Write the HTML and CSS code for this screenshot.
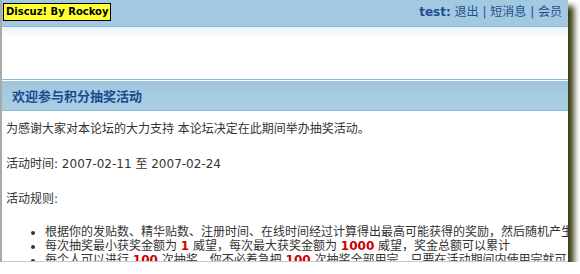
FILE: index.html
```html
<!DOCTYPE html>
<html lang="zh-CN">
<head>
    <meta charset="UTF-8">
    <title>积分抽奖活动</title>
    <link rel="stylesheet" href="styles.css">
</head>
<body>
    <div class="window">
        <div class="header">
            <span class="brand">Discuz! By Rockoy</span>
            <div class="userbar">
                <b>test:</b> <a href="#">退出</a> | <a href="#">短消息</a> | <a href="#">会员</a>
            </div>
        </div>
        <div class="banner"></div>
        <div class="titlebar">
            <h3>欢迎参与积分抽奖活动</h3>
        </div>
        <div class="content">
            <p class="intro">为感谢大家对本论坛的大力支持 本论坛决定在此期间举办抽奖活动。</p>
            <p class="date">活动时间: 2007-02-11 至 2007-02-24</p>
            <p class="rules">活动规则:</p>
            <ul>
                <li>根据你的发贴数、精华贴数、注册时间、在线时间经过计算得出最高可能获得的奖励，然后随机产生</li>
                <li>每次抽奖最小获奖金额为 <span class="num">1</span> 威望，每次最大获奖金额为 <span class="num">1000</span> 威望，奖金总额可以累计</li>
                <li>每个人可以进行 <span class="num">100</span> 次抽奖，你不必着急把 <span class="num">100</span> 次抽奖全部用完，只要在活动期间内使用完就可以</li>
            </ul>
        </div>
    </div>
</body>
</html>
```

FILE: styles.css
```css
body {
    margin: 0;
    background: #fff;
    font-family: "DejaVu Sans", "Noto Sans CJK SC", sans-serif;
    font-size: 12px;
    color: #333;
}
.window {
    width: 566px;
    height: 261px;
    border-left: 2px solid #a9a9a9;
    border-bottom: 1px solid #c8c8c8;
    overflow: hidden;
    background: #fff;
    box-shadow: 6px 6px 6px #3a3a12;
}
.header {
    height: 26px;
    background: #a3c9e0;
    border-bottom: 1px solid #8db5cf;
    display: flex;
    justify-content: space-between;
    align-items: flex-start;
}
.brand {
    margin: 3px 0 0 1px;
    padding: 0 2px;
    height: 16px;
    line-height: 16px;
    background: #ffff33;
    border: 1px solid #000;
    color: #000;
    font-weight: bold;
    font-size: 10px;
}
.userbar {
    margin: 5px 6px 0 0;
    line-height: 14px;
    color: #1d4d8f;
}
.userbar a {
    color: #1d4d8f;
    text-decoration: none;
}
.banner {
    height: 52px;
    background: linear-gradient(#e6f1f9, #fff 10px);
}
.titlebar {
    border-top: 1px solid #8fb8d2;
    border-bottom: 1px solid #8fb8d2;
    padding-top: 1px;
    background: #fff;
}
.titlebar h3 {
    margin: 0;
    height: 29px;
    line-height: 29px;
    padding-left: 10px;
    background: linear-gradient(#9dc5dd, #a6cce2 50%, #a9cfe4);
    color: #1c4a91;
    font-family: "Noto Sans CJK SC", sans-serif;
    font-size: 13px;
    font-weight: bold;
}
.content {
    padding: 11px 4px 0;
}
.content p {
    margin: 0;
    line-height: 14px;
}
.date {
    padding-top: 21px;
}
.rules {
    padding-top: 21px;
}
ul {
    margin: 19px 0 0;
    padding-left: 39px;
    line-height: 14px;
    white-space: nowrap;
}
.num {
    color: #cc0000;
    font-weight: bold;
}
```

=== EXERCISE BRIEF ===
Reproduce the full listing above verbatim, with no pictures included.

=== FINISHED ANSWER ===
Write the HTML and CSS code for this screenshot.
FILE: index.html
```html
<!DOCTYPE html>
<html lang="zh-CN">
<head>
    <meta charset="UTF-8">
    <title>积分抽奖活动</title>
    <link rel="stylesheet" href="styles.css">
</head>
<body>
    <div class="window">
        <div class="header">
            <span class="brand">Discuz! By Rockoy</span>
            <div class="userbar">
                <b>test:</b> <a href="#">退出</a> | <a href="#">短消息</a> | <a href="#">会员</a>
            </div>
        </div>
        <div class="banner"></div>
        <div class="titlebar">
            <h3>欢迎参与积分抽奖活动</h3>
        </div>
        <div class="content">
            <p class="intro">为感谢大家对本论坛的大力支持 本论坛决定在此期间举办抽奖活动。</p>
            <p class="date">活动时间: 2007-02-11 至 2007-02-24</p>
            <p class="rules">活动规则:</p>
            <ul>
                <li>根据你的发贴数、精华贴数、注册时间、在线时间经过计算得出最高可能获得的奖励，然后随机产生</li>
                <li>每次抽奖最小获奖金额为 <span class="num">1</span> 威望，每次最大获奖金额为 <span class="num">1000</span> 威望，奖金总额可以累计</li>
                <li>每个人可以进行 <span class="num">100</span> 次抽奖，你不必着急把 <span class="num">100</span> 次抽奖全部用完，只要在活动期间内使用完就可以</li>
            </ul>
        </div>
    </div>
</body>
</html>
```

FILE: styles.css
```css
body {
    margin: 0;
    background: #fff;
    font-family: "DejaVu Sans", "Noto Sans CJK SC", sans-serif;
    font-size: 12px;
    color: #333;
}
.window {
    width: 566px;
    height: 261px;
    border-left: 2px solid #a9a9a9;
    border-bottom: 1px solid #c8c8c8;
    overflow: hidden;
    background: #fff;
    box-shadow: 6px 6px 6px #3a3a12;
}
.header {
    height: 26px;
    background: #a3c9e0;
    border-bottom: 1px solid #8db5cf;
    display: flex;
    justify-content: space-between;
    align-items: flex-start;
}
.brand {
    margin: 3px 0 0 1px;
    padding: 0 2px;
    height: 16px;
    line-height: 16px;
    background: #ffff33;
    border: 1px solid #000;
    color: #000;
    font-weight: bold;
    font-size: 10px;
}
.userbar {
    margin: 5px 6px 0 0;
    line-height: 14px;
    color: #1d4d8f;
}
.userbar a {
    color: #1d4d8f;
    text-decoration: none;
}
.banner {
    height: 52px;
    background: linear-gradient(#e6f1f9, #fff 10px);
}
.titlebar {
    border-top: 1px solid #8fb8d2;
    border-bottom: 1px solid #8fb8d2;
    padding-top: 1px;
    background: #fff;
}
.titlebar h3 {
    margin: 0;
    height: 29px;
    line-height: 29px;
    padding-left: 10px;
    background: linear-gradient(#9dc5dd, #a6cce2 50%, #a9cfe4);
    color: #1c4a91;
    font-family: "Noto Sans CJK SC", sans-serif;
    font-size: 13px;
    font-weight: bold;
}
.content {
    padding: 11px 4px 0;
}
.content p {
    margin: 0;
    line-height: 14px;
}
.date {
    padding-top: 21px;
}
.rules {
    padding-top: 21px;
}
ul {
    margin: 19px 0 0;
    padding-left: 39px;
    line-height: 14px;
    white-space: nowrap;
}
.num {
    color: #cc0000;
    font-weight: bold;
}
```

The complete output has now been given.